Summary: A white farm family in small-town Pluto, North Dakota is brutally murdered in 1911. A group of young Native American men find the family’s bodies and all hell breaks loose, including a lynching of the Ojibwe men conducted by a vigilante mob. Evelina, the wry yet sweet primary narrator of this multiple perspective novel and the granddaughter of the lynching’s sole survivor, picks up where the murder mystery left off in the 1960s and 1970s by tracing how the town of Pluto is intricately (and often mysteriously) connected to that fateful and violent event in 1911.
Why I picked this book? I read this book last summer (2010) – the book was a Pulitzer Prize Fiction Finalist for 2009 – and I was blown away by the complexity, grit, and wit of Erdrich’s narrators, especially Evelina, whom I identified with in many ways as someone who grew up on a farm in a small Midwestern town during my formative years and then fell in love with academia (and had a hard time explaining to my family and local friends how I had changed after my first year of college).
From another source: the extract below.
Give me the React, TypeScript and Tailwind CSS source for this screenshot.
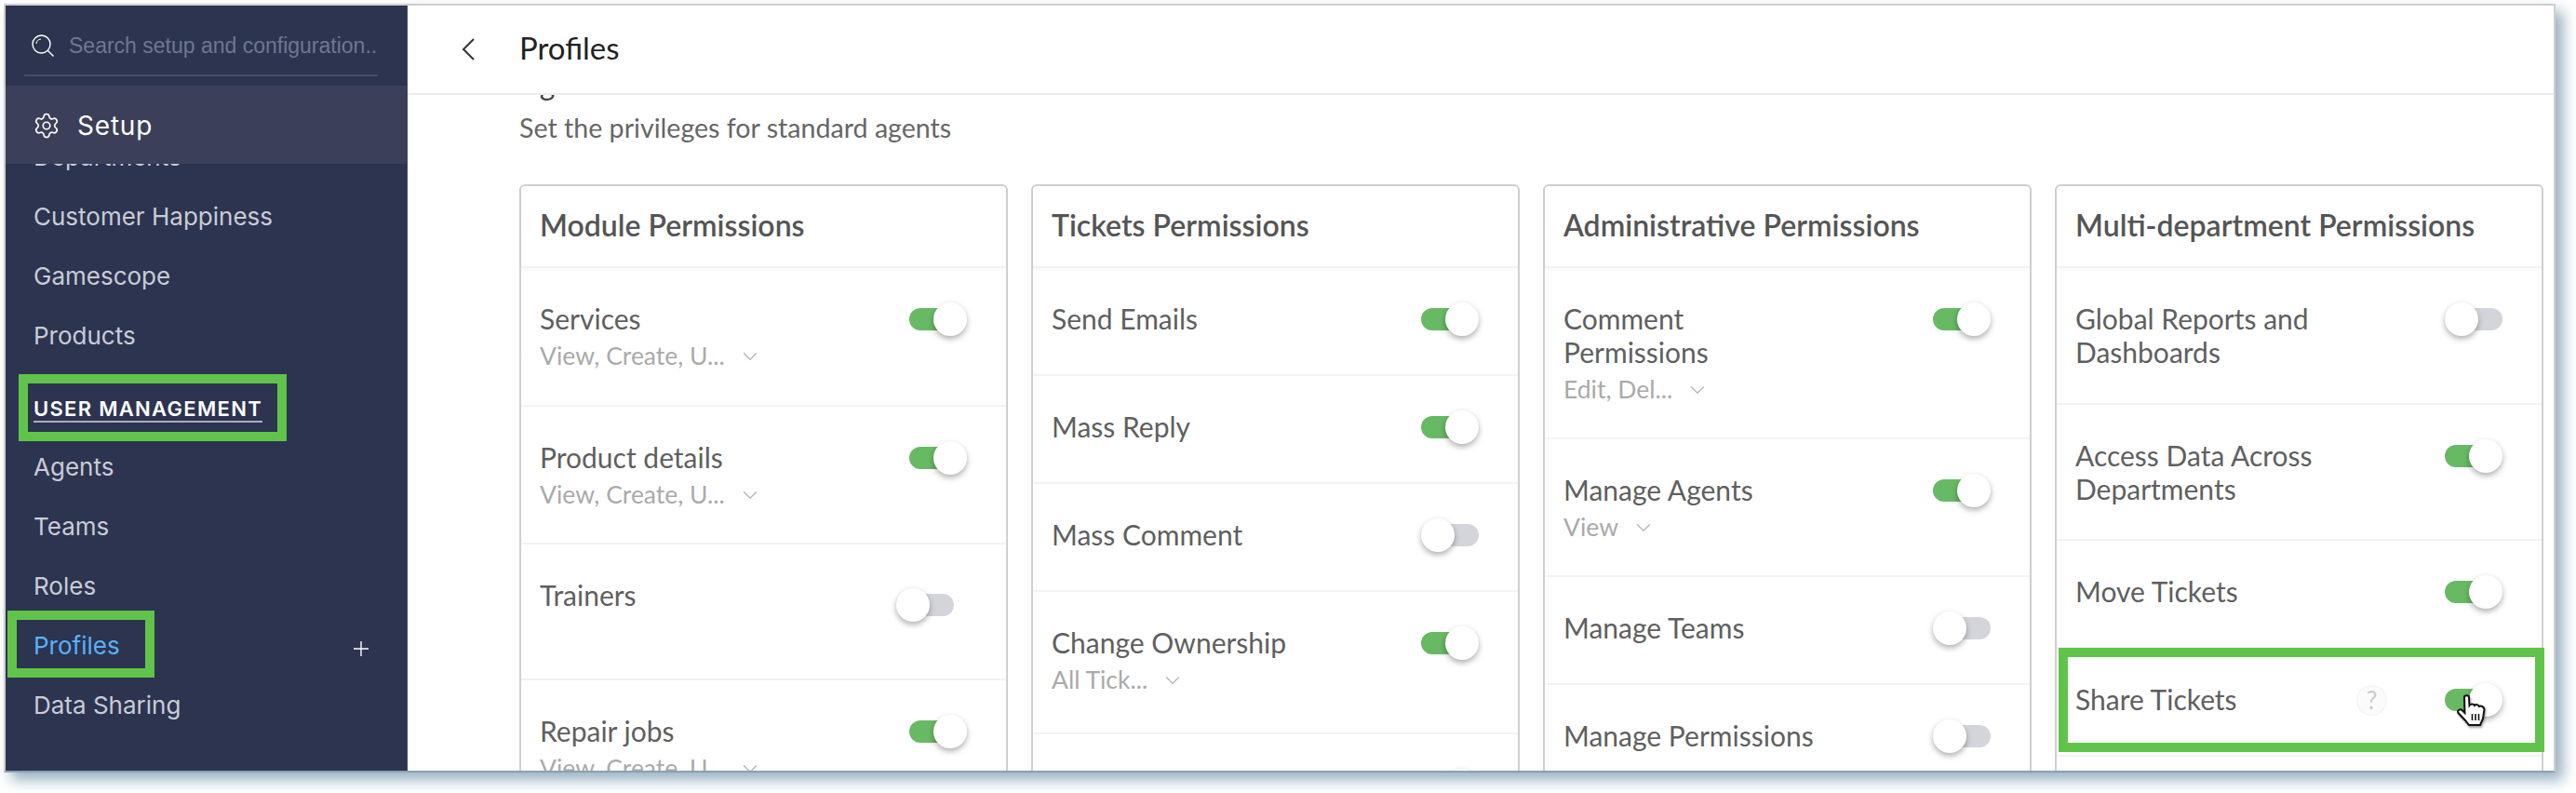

I also come from a multi-ethnic background of European and Creek-Muskogee ancestry, so I really enjoyed exploring how Erdrich’s characters often straddle two or more cultures and how we all are inextricably linked to one another, through our best and absolute worst moments.
Favorite quote from the book: “When we are young, the words are scattered all around us. As they are assembled by experience, so also are we, sentence by sentence, until the story takes shape.”
Related links:
Excellent book reviews, Lisa, Kurtis, and Melody. I have read Jeanette Walls’ books, but I will definitely have to check out the other recommendations from the Writing Center staff.
Has anyone here read Suzanne Collins’ dystopian young adult series, The Hunger Games? That’s an addictive trilogy too.